Your task is to retype the lines between the line with "Clone this screenshot in Lit and TypeScript." and the line with "const wavePaths = [toPath(topWave), toPath(botWave)];", inclusive. Copy no pictures and no other lines.

■ Provided data:
◇ ◇ ◇ ◇ ◇

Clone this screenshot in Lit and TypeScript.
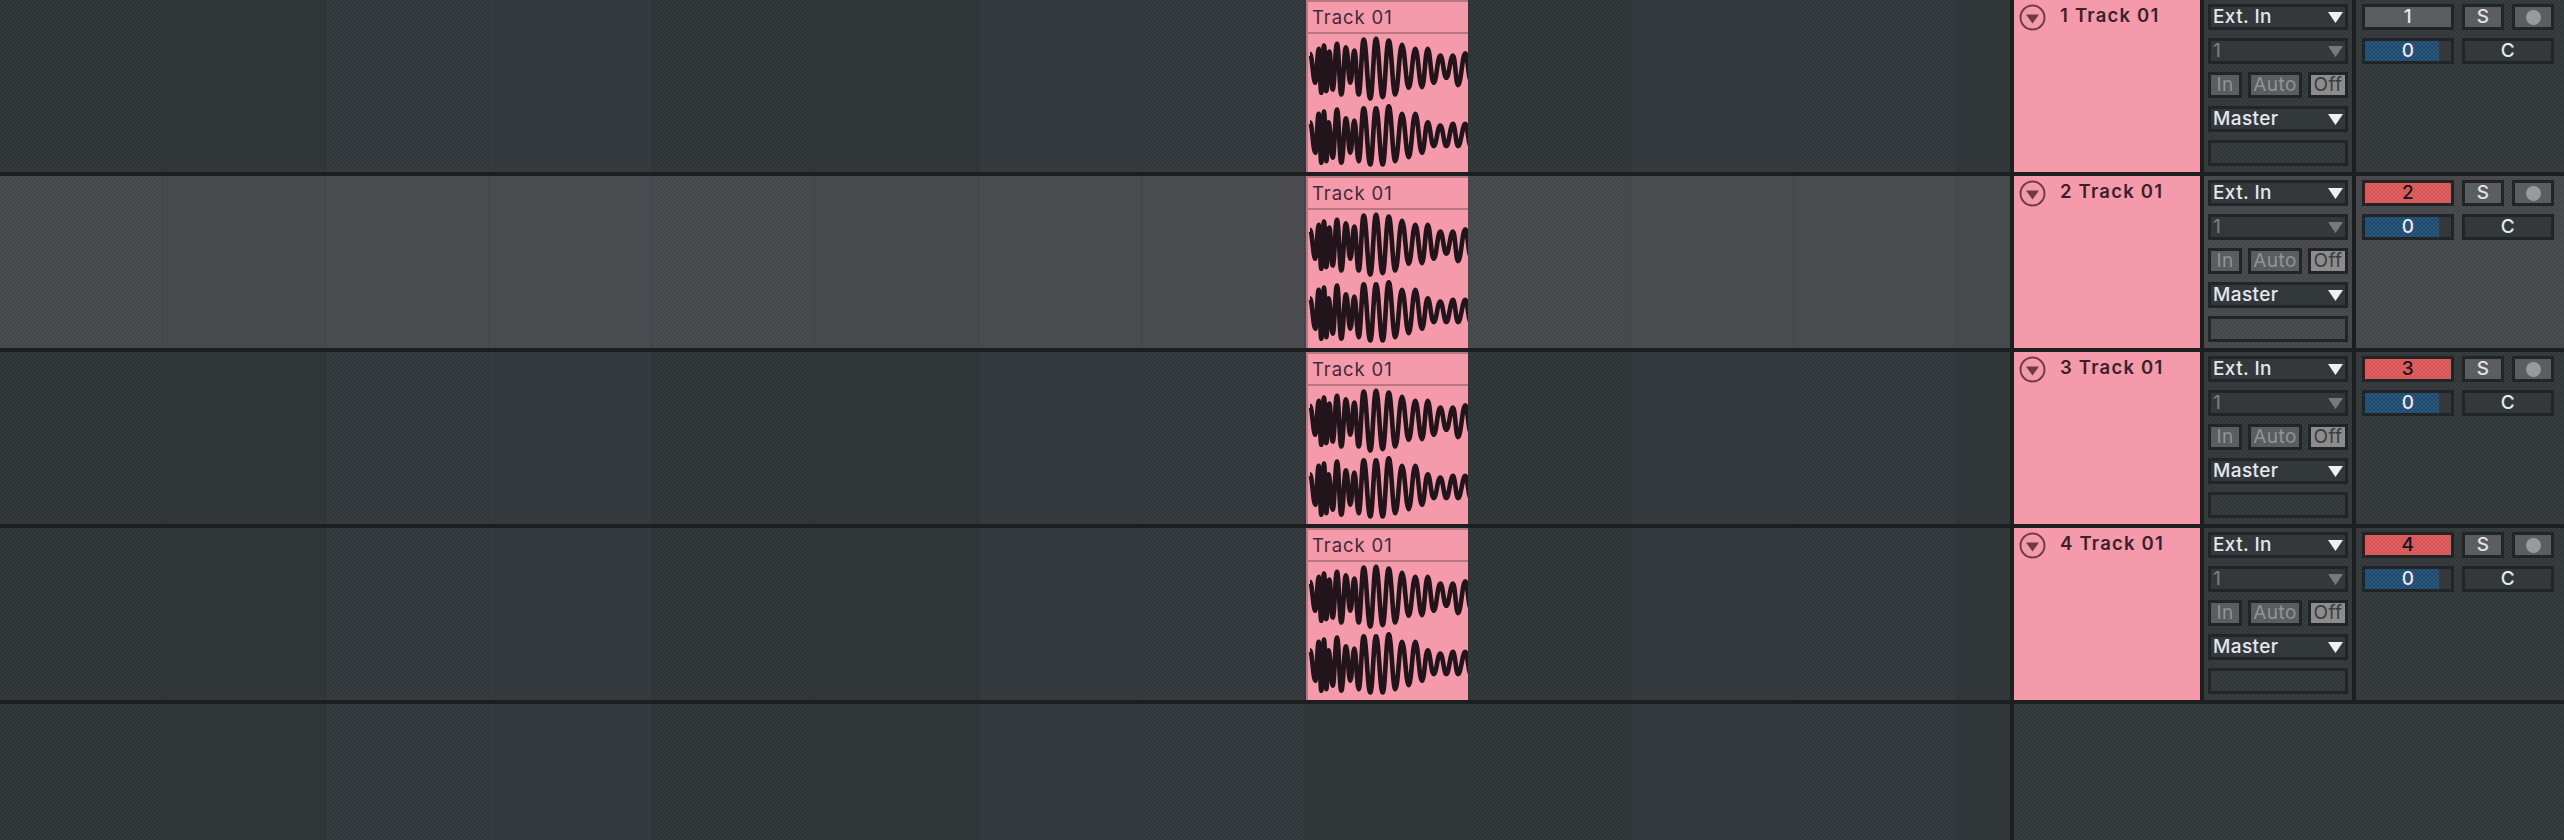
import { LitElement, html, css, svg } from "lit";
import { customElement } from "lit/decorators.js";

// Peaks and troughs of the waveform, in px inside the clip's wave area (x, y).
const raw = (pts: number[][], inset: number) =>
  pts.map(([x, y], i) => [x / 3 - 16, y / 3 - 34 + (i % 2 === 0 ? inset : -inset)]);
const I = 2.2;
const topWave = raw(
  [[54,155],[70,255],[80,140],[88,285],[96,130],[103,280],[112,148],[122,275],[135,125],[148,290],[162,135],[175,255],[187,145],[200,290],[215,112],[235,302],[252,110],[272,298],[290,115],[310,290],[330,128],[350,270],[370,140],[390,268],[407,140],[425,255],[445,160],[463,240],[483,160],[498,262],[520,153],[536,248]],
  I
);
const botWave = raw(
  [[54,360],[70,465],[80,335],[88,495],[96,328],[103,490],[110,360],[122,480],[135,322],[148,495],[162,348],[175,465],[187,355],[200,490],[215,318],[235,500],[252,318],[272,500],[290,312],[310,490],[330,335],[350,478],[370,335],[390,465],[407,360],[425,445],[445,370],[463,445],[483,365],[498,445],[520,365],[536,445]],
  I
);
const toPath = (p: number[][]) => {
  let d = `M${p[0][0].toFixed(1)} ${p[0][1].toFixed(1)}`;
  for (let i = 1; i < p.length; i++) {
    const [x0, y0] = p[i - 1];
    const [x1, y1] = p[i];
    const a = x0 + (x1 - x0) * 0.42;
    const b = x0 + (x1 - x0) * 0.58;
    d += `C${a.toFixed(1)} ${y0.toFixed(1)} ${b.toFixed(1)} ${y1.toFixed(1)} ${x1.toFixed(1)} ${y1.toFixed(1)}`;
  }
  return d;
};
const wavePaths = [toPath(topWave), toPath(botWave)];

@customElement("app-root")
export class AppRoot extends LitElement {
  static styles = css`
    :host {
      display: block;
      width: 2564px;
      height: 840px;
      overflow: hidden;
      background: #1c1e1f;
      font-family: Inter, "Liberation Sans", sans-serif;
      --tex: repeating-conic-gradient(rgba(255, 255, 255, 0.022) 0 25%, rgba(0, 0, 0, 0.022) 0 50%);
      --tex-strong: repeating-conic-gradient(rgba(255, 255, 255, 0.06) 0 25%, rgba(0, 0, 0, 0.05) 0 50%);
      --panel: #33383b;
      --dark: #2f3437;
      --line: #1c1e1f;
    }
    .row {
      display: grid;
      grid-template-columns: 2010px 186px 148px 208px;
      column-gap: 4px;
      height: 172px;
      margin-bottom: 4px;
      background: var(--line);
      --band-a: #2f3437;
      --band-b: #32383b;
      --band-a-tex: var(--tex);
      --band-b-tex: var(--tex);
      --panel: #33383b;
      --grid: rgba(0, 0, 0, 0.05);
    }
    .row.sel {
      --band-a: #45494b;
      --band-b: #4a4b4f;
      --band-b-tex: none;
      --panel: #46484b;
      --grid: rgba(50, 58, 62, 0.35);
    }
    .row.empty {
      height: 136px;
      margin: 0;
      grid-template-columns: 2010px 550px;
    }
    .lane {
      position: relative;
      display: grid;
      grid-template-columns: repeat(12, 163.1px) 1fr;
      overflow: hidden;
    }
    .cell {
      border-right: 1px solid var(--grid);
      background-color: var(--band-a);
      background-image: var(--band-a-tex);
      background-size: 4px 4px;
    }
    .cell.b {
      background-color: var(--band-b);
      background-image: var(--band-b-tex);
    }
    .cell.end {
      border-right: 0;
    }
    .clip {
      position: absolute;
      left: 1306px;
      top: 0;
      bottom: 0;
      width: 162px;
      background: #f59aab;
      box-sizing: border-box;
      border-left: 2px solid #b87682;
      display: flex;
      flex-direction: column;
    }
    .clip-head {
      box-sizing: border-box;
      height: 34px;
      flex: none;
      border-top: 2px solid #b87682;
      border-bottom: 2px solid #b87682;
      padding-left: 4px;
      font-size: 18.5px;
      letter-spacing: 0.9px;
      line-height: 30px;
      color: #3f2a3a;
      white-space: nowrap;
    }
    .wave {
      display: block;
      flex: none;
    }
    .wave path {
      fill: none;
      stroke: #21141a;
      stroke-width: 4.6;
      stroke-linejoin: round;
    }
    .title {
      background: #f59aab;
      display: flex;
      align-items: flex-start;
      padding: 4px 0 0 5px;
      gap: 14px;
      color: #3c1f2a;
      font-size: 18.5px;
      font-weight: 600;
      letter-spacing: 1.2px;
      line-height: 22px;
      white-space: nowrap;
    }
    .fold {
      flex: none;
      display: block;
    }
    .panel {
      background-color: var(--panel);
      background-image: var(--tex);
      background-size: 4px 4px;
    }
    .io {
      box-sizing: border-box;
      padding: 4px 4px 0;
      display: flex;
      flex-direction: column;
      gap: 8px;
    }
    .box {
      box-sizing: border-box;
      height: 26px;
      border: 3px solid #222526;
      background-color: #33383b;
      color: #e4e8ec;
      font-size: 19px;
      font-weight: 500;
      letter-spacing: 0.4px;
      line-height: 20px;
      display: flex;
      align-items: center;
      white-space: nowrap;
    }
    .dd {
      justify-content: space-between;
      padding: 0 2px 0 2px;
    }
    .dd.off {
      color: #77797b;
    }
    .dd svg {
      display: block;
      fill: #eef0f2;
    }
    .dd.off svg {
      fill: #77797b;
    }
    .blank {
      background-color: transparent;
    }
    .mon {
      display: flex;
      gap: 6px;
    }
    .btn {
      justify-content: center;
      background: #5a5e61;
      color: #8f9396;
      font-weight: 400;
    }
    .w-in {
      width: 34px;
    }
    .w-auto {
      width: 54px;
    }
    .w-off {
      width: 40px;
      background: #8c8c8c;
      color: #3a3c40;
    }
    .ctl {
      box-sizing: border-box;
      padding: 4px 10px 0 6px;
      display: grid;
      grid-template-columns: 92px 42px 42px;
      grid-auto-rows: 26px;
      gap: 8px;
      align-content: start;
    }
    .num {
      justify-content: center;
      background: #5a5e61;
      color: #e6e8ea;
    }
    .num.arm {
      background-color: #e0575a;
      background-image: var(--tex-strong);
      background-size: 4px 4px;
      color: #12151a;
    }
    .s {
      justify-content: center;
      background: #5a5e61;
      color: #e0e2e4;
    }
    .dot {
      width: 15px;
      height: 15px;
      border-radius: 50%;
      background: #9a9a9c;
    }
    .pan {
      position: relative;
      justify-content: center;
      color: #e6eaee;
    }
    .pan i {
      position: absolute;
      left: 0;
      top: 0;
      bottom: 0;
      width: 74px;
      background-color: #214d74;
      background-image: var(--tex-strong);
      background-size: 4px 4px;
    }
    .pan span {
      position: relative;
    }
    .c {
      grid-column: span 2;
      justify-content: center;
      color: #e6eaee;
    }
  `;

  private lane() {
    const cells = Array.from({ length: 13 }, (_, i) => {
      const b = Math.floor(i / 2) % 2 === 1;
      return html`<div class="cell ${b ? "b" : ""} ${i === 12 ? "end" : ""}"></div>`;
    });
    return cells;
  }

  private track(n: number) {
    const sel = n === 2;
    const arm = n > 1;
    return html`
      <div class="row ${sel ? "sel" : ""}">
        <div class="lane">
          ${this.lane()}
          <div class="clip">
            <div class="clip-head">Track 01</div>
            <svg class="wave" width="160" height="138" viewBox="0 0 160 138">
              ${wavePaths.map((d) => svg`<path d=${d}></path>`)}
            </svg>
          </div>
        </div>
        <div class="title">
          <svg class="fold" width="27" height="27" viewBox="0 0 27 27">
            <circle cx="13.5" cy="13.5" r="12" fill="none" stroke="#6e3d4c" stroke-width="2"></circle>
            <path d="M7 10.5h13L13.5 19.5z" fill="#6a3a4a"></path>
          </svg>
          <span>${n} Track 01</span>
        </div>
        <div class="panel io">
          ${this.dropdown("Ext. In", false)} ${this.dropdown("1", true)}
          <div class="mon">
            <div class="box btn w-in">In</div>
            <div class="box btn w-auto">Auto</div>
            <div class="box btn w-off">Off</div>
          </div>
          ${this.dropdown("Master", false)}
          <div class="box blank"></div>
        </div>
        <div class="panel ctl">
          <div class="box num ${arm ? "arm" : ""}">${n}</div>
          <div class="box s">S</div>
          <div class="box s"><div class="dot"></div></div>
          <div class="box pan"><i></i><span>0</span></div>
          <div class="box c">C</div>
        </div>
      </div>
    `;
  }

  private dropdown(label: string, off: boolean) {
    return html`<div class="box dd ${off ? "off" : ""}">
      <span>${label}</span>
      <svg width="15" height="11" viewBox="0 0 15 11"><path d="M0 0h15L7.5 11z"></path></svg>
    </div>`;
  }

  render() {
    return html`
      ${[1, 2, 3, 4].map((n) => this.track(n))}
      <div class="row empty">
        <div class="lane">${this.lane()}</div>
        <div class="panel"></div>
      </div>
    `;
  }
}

◇ ◇ ◇ ◇ ◇

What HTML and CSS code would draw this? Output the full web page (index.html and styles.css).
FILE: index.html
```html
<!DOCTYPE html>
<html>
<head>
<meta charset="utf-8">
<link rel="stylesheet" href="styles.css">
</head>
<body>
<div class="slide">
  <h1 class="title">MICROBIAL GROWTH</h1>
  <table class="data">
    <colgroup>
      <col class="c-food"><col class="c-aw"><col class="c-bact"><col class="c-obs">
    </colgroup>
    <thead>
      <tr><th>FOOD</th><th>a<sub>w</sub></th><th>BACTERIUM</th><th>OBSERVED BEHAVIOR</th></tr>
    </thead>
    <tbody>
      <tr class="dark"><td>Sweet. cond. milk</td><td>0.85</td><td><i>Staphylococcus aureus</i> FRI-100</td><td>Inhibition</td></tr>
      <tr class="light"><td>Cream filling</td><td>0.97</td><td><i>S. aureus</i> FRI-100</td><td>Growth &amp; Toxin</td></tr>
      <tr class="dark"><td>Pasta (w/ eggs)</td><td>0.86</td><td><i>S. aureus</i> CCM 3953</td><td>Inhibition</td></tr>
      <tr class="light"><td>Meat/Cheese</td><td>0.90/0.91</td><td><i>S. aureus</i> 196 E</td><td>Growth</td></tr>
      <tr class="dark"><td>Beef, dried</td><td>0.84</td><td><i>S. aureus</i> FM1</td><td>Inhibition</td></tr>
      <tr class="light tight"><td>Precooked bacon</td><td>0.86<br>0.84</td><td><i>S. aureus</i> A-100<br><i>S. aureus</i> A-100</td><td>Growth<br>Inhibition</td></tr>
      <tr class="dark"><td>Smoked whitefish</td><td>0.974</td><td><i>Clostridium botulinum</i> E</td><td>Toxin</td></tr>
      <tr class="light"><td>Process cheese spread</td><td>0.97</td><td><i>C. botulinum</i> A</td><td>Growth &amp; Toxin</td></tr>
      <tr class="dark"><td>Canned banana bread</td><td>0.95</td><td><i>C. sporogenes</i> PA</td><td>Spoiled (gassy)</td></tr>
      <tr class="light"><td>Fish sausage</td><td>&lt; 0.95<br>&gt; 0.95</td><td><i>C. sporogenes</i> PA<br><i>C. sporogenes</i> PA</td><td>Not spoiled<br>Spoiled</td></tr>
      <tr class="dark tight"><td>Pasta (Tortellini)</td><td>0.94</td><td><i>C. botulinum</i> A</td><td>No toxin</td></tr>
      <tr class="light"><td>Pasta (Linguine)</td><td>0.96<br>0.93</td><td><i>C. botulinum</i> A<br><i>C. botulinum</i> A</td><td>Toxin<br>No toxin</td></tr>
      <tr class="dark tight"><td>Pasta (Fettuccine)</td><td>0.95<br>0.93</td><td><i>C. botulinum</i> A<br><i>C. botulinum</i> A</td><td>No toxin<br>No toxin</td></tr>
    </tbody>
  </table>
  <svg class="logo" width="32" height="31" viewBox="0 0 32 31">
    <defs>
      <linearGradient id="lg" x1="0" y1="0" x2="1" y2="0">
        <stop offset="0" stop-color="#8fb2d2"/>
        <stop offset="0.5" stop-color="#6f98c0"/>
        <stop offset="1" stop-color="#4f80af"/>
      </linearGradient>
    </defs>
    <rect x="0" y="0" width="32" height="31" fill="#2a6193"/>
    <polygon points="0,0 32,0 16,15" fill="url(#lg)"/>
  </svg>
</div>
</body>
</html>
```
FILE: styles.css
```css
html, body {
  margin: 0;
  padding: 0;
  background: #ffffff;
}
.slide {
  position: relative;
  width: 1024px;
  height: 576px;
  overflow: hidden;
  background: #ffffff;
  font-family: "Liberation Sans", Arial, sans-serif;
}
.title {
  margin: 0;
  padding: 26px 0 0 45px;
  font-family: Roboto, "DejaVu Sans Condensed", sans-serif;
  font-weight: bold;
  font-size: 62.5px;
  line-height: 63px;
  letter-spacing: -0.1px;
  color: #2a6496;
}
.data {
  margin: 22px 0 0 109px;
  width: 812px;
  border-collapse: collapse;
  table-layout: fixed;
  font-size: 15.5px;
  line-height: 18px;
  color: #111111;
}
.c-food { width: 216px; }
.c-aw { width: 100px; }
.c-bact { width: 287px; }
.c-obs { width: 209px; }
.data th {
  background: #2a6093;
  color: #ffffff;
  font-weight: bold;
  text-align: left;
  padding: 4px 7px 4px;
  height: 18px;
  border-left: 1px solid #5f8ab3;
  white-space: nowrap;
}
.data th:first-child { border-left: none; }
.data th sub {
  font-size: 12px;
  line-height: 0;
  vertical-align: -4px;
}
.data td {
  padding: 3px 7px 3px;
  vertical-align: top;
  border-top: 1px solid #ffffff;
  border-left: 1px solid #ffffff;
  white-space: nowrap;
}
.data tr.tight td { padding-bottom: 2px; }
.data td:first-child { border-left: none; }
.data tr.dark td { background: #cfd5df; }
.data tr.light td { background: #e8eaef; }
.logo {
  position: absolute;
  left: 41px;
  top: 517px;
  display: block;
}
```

◇ ◇ ◇ ◇ ◇

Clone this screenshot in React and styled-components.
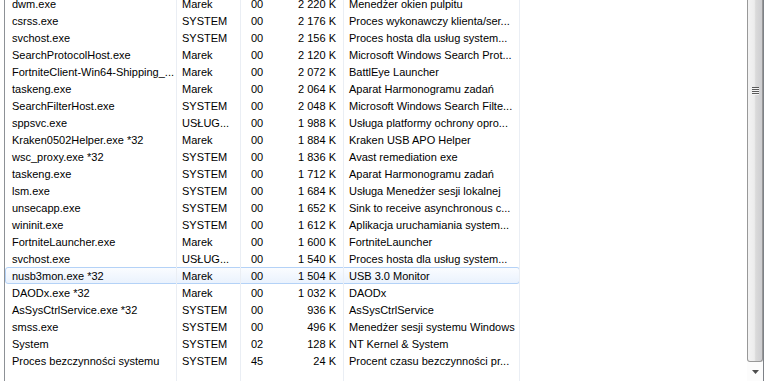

◇ ◇ ◇ ◇ ◇

■ Solution for this problem:
Clone this screenshot in Lit and TypeScript.
import { LitElement, html, css, svg } from "lit";
import { customElement } from "lit/decorators.js";

// Peaks and troughs of the waveform, in px inside the clip's wave area (x, y).
const raw = (pts: number[][], inset: number) =>
  pts.map(([x, y], i) => [x / 3 - 16, y / 3 - 34 + (i % 2 === 0 ? inset : -inset)]);
const I = 2.2;
const topWave = raw(
  [[54,155],[70,255],[80,140],[88,285],[96,130],[103,280],[112,148],[122,275],[135,125],[148,290],[162,135],[175,255],[187,145],[200,290],[215,112],[235,302],[252,110],[272,298],[290,115],[310,290],[330,128],[350,270],[370,140],[390,268],[407,140],[425,255],[445,160],[463,240],[483,160],[498,262],[520,153],[536,248]],
  I
);
const botWave = raw(
  [[54,360],[70,465],[80,335],[88,495],[96,328],[103,490],[110,360],[122,480],[135,322],[148,495],[162,348],[175,465],[187,355],[200,490],[215,318],[235,500],[252,318],[272,500],[290,312],[310,490],[330,335],[350,478],[370,335],[390,465],[407,360],[425,445],[445,370],[463,445],[483,365],[498,445],[520,365],[536,445]],
  I
);
const toPath = (p: number[][]) => {
  let d = `M${p[0][0].toFixed(1)} ${p[0][1].toFixed(1)}`;
  for (let i = 1; i < p.length; i++) {
    const [x0, y0] = p[i - 1];
    const [x1, y1] = p[i];
    const a = x0 + (x1 - x0) * 0.42;
    const b = x0 + (x1 - x0) * 0.58;
    d += `C${a.toFixed(1)} ${y0.toFixed(1)} ${b.toFixed(1)} ${y1.toFixed(1)} ${x1.toFixed(1)} ${y1.toFixed(1)}`;
  }
  return d;
};
const wavePaths = [toPath(topWave), toPath(botWave)];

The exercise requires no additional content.